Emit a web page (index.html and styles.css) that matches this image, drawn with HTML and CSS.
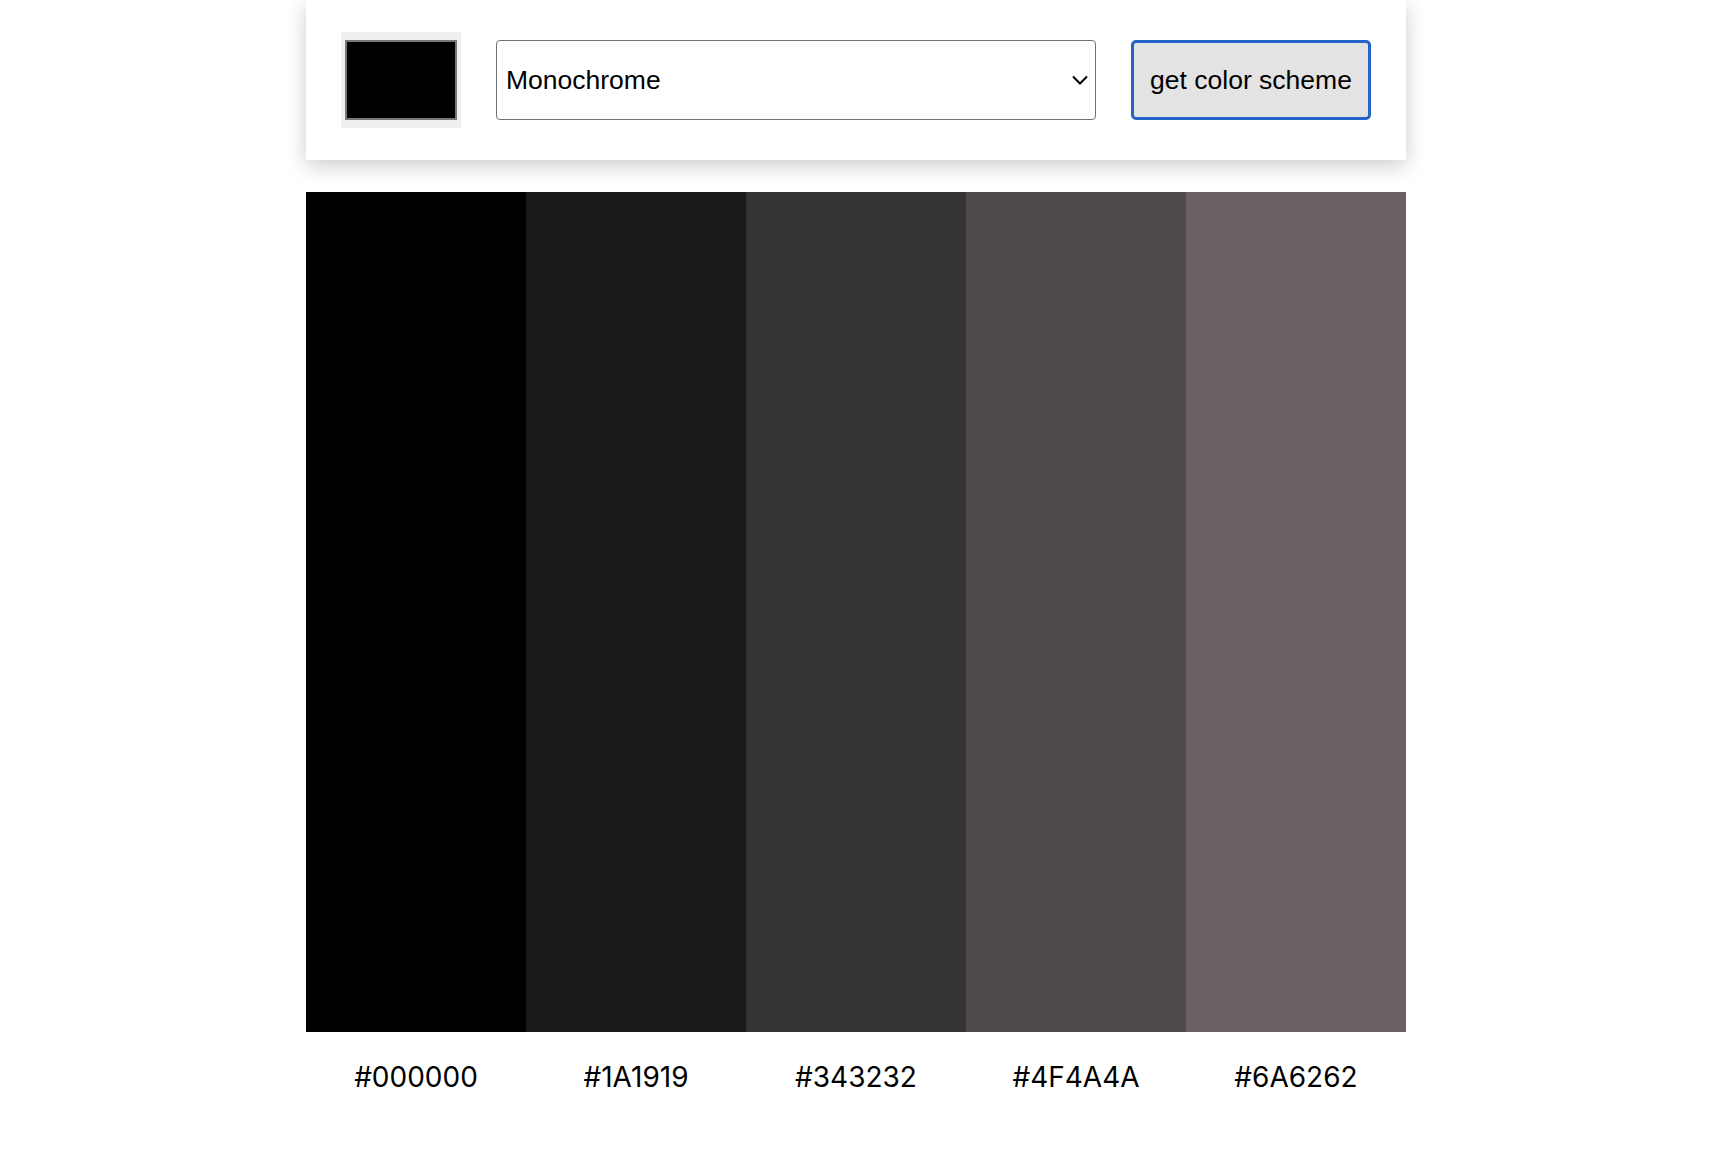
FILE: index.html
```html
<!DOCTYPE html>
<html lang="en">
<head>
<meta charset="utf-8">
<title>Color Scheme</title>
<link rel="stylesheet" href="styles.css">
</head>
<body>
<main class="app">
  <header class="controls">
    <input class="picker" type="color" value="#000000" aria-label="seed color">
    <div class="select-wrap">
      <select class="mode">
        <option>Monochrome</option>
        <option>Monochrome-dark</option>
        <option>Monochrome-light</option>
        <option>Analogic</option>
        <option>Complement</option>
        <option>Analogic-complement</option>
        <option>Triad</option>
        <option>Quad</option>
      </select>
      <svg class="chevron" width="16" height="10" viewBox="0 0 16 10" aria-hidden="true"><path d="M1 1.5 L8 8.5 L15 1.5" fill="none" stroke="#000" stroke-width="2"/></svg>
    </div>
    <button class="get-btn" type="button">get color scheme</button>
  </header>
  <section class="palette">
    <div class="col"><div class="swatch" style="background:#000000"></div><p class="hex">#000000</p></div>
    <div class="col"><div class="swatch" style="background:#1A1919"></div><p class="hex">#1A1919</p></div>
    <div class="col"><div class="swatch" style="background:#343232"></div><p class="hex">#343232</p></div>
    <div class="col"><div class="swatch" style="background:#4F4A4A"></div><p class="hex">#4F4A4A</p></div>
    <div class="col"><div class="swatch" style="background:#6A6262"></div><p class="hex">#6A6262</p></div>
  </section>
</main>
</body>
</html>
```
FILE: styles.css
```css
html, body {
  margin: 0;
  background: #ffffff;
}
body {
  padding-right: 8px;
  font-family: "Liberation Sans", Arial, sans-serif;
}
.app {
  width: 1100px;
  margin: 0 auto;
}
.controls {
  height: 160px;
  display: flex;
  align-items: center;
  justify-content: space-evenly;
  background: #ffffff;
  box-shadow: 0 6px 20px rgba(0, 0, 0, 0.2);
}
.picker {
  -webkit-appearance: none;
  appearance: none;
  width: 120px;
  height: 96px;
  margin: 0;
  padding: 0;
  border: none;
  background: #efefef;
  cursor: pointer;
}
.picker::-webkit-color-swatch-wrapper {
  padding: 8px 4px;
}
.picker::-webkit-color-swatch {
  border: 2px solid #777777;
  border-radius: 0;
}
.select-wrap {
  position: relative;
  width: 600px;
  height: 80px;
}
.mode {
  -webkit-appearance: none;
  appearance: none;
  width: 100%;
  height: 100%;
  margin: 0;
  padding: 0 40px 0 9px;
  border: 1px solid #727272;
  border-radius: 4px;
  background: #ffffff;
  color: #000;
  font-family: "Liberation Sans", Arial, sans-serif;
  font-size: 26.5px;
}
.chevron {
  position: absolute;
  right: 8px;
  top: 35px;
  pointer-events: none;
}
.get-btn {
  width: 240px;
  height: 80px;
  margin: 0;
  padding: 0;
  border: 3px solid #2563c6;
  border-radius: 5px;
  background: #e3e3e3;
  color: #000;
  font-family: "Liberation Sans", Arial, sans-serif;
  font-size: 26.5px;
  cursor: pointer;
}
.palette {
  display: grid;
  grid-template-columns: repeat(5, 1fr);
  margin-top: 32px;
}
.col {
  display: flex;
  flex-direction: column;
}
.swatch {
  height: 840px;
}
.hex {
  margin: 28px 0 0;
  text-align: center;
  font-family: Inter, "Liberation Sans", sans-serif;
  font-size: 28px;
  line-height: normal;
  color: #000;
}
```
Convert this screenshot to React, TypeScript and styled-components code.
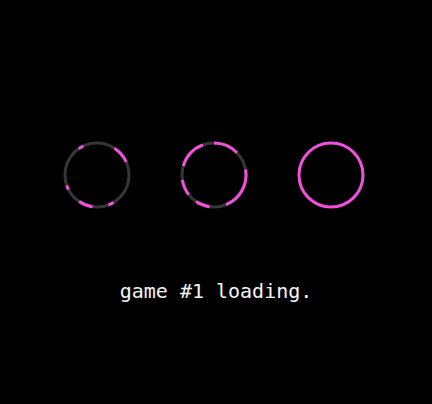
import React from "react";
import styled, { createGlobalStyle } from "styled-components";

const Global = createGlobalStyle`
  html, body { margin: 0; padding: 0; background: #000; }
  body { width: 432px; height: 404px; overflow: hidden; }
`;

const Page = styled.div`
  width: 432px;
  height: 404px;
  background: #000;
  display: flex;
  flex-direction: column;
  align-items: center;
  padding-top: 140px;
  box-sizing: border-box;
`;

const Row = styled.div`
  display: flex;
  gap: 47px;
  padding-right: 5px;
`;

const Caption = styled.div`
  margin-top: 69px;
  font-family: "DejaVu Sans Mono", "Liberation Mono", monospace;
  font-size: 20px;
  line-height: 24px;
  color: #f4f4f4;
  letter-spacing: 0;
`;

const PINK = "#f24fdc";
const GRAY = "#363636";

const SIZE = 70;
const C = 35;
const R = 32;

function arc(a0: number, a1: number) {
  const rad = (a: number) => ((a - 90) * Math.PI) / 180;
  const x0 = C + R * Math.cos(rad(a0));
  const y0 = C + R * Math.sin(rad(a0));
  const x1 = C + R * Math.cos(rad(a1));
  const y1 = C + R * Math.sin(rad(a1));
  const large = a1 - a0 > 180 ? 1 : 0;
  return `M ${x0.toFixed(2)} ${y0.toFixed(2)} A ${R} ${R} 0 ${large} 1 ${x1.toFixed(2)} ${y1.toFixed(2)}`;
}

const Ring: React.FC<{ segments: [number, number][]; full?: boolean }> = ({ segments, full }) => (
  <svg width={SIZE} height={SIZE} viewBox={`0 0 ${SIZE} ${SIZE}`}>
    <circle cx={C} cy={C} r={R} fill="none" stroke={full ? PINK : GRAY} strokeWidth={3} />
    {!full &&
      segments.map(([a, b], i) => (
        <path key={i} d={arc(a, b)} fill="none" stroke={PINK} strokeWidth={3} />
      ))}
  </svg>
);

export default function App() {
  return (
    <>
      <Global />
      <Page>
        <Row>
          <Ring segments={[[33, 66], [149, 159], [188, 214], [243, 251], [325, 335]]} />
          <Ring segments={[[0, 46], [80, 158], [188, 214], [232, 261], [286, 340]]} />
          <Ring segments={[]} full />
        </Row>
        <Caption>game #1 loading.</Caption>
      </Page>
    </>
  );
}
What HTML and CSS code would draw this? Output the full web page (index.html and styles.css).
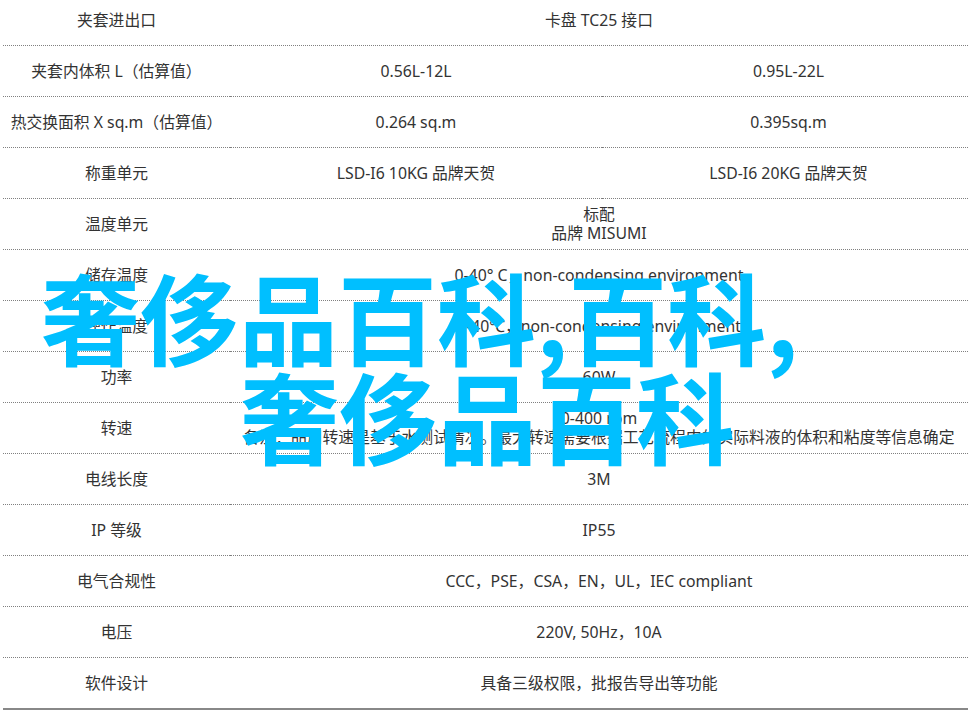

■ ■ ■ ■

Written instruction » Transcribe the material exactly, keeping every word and none of the pictures.

Output for this exercise »
Emit a web page (index.html and styles.css) that matches this image, drawn with HTML and CSS.
FILE: index.html
```html
<!DOCTYPE html>
<html lang="en">
<head>
<meta charset="utf-8">
<title>Color Scheme</title>
<link rel="stylesheet" href="styles.css">
</head>
<body>
<main class="app">
  <header class="controls">
    <input class="picker" type="color" value="#000000" aria-label="seed color">
    <div class="select-wrap">
      <select class="mode">
        <option>Monochrome</option>
        <option>Monochrome-dark</option>
        <option>Monochrome-light</option>
        <option>Analogic</option>
        <option>Complement</option>
        <option>Analogic-complement</option>
        <option>Triad</option>
        <option>Quad</option>
      </select>
      <svg class="chevron" width="16" height="10" viewBox="0 0 16 10" aria-hidden="true"><path d="M1 1.5 L8 8.5 L15 1.5" fill="none" stroke="#000" stroke-width="2"/></svg>
    </div>
    <button class="get-btn" type="button">get color scheme</button>
  </header>
  <section class="palette">
    <div class="col"><div class="swatch" style="background:#000000"></div><p class="hex">#000000</p></div>
    <div class="col"><div class="swatch" style="background:#1A1919"></div><p class="hex">#1A1919</p></div>
    <div class="col"><div class="swatch" style="background:#343232"></div><p class="hex">#343232</p></div>
    <div class="col"><div class="swatch" style="background:#4F4A4A"></div><p class="hex">#4F4A4A</p></div>
    <div class="col"><div class="swatch" style="background:#6A6262"></div><p class="hex">#6A6262</p></div>
  </section>
</main>
</body>
</html>
```
FILE: styles.css
```css
html, body {
  margin: 0;
  background: #ffffff;
}
body {
  padding-right: 8px;
  font-family: "Liberation Sans", Arial, sans-serif;
}
.app {
  width: 1100px;
  margin: 0 auto;
}
.controls {
  height: 160px;
  display: flex;
  align-items: center;
  justify-content: space-evenly;
  background: #ffffff;
  box-shadow: 0 6px 20px rgba(0, 0, 0, 0.2);
}
.picker {
  -webkit-appearance: none;
  appearance: none;
  width: 120px;
  height: 96px;
  margin: 0;
  padding: 0;
  border: none;
  background: #efefef;
  cursor: pointer;
}
.picker::-webkit-color-swatch-wrapper {
  padding: 8px 4px;
}
.picker::-webkit-color-swatch {
  border: 2px solid #777777;
  border-radius: 0;
}
.select-wrap {
  position: relative;
  width: 600px;
  height: 80px;
}
.mode {
  -webkit-appearance: none;
  appearance: none;
  width: 100%;
  height: 100%;
  margin: 0;
  padding: 0 40px 0 9px;
  border: 1px solid #727272;
  border-radius: 4px;
  background: #ffffff;
  color: #000;
  font-family: "Liberation Sans", Arial, sans-serif;
  font-size: 26.5px;
}
.chevron {
  position: absolute;
  right: 8px;
  top: 35px;
  pointer-events: none;
}
.get-btn {
  width: 240px;
  height: 80px;
  margin: 0;
  padding: 0;
  border: 3px solid #2563c6;
  border-radius: 5px;
  background: #e3e3e3;
  color: #000;
  font-family: "Liberation Sans", Arial, sans-serif;
  font-size: 26.5px;
  cursor: pointer;
}
.palette {
  display: grid;
  grid-template-columns: repeat(5, 1fr);
  margin-top: 32px;
}
.col {
  display: flex;
  flex-direction: column;
}
.swatch {
  height: 840px;
}
.hex {
  margin: 28px 0 0;
  text-align: center;
  font-family: Inter, "Liberation Sans", sans-serif;
  font-size: 28px;
  line-height: normal;
  color: #000;
}
```
Convert this screenshot to React, TypeScript and styled-components code.
import React from "react";
import styled, { createGlobalStyle } from "styled-components";

const Global = createGlobalStyle`
  html, body { margin: 0; padding: 0; background: #000; }
  body { width: 432px; height: 404px; overflow: hidden; }
`;

const Page = styled.div`
  width: 432px;
  height: 404px;
  background: #000;
  display: flex;
  flex-direction: column;
  align-items: center;
  padding-top: 140px;
  box-sizing: border-box;
`;

const Row = styled.div`
  display: flex;
  gap: 47px;
  padding-right: 5px;
`;

const Caption = styled.div`
  margin-top: 69px;
  font-family: "DejaVu Sans Mono", "Liberation Mono", monospace;
  font-size: 20px;
  line-height: 24px;
  color: #f4f4f4;
  letter-spacing: 0;
`;

const PINK = "#f24fdc";
const GRAY = "#363636";

const SIZE = 70;
const C = 35;
const R = 32;

function arc(a0: number, a1: number) {
  const rad = (a: number) => ((a - 90) * Math.PI) / 180;
  const x0 = C + R * Math.cos(rad(a0));
  const y0 = C + R * Math.sin(rad(a0));
  const x1 = C + R * Math.cos(rad(a1));
  const y1 = C + R * Math.sin(rad(a1));
  const large = a1 - a0 > 180 ? 1 : 0;
  return `M ${x0.toFixed(2)} ${y0.toFixed(2)} A ${R} ${R} 0 ${large} 1 ${x1.toFixed(2)} ${y1.toFixed(2)}`;
}

const Ring: React.FC<{ segments: [number, number][]; full?: boolean }> = ({ segments, full }) => (
  <svg width={SIZE} height={SIZE} viewBox={`0 0 ${SIZE} ${SIZE}`}>
    <circle cx={C} cy={C} r={R} fill="none" stroke={full ? PINK : GRAY} strokeWidth={3} />
    {!full &&
      segments.map(([a, b], i) => (
        <path key={i} d={arc(a, b)} fill="none" stroke={PINK} strokeWidth={3} />
      ))}
  </svg>
);

export default function App() {
  return (
    <>
      <Global />
      <Page>
        <Row>
          <Ring segments={[[33, 66], [149, 159], [188, 214], [243, 251], [325, 335]]} />
          <Ring segments={[[0, 46], [80, 158], [188, 214], [232, 261], [286, 340]]} />
          <Ring segments={[]} full />
        </Row>
        <Caption>game #1 loading.</Caption>
      </Page>
    </>
  );
}
What HTML and CSS code would draw this? Output the full web page (index.html and styles.css).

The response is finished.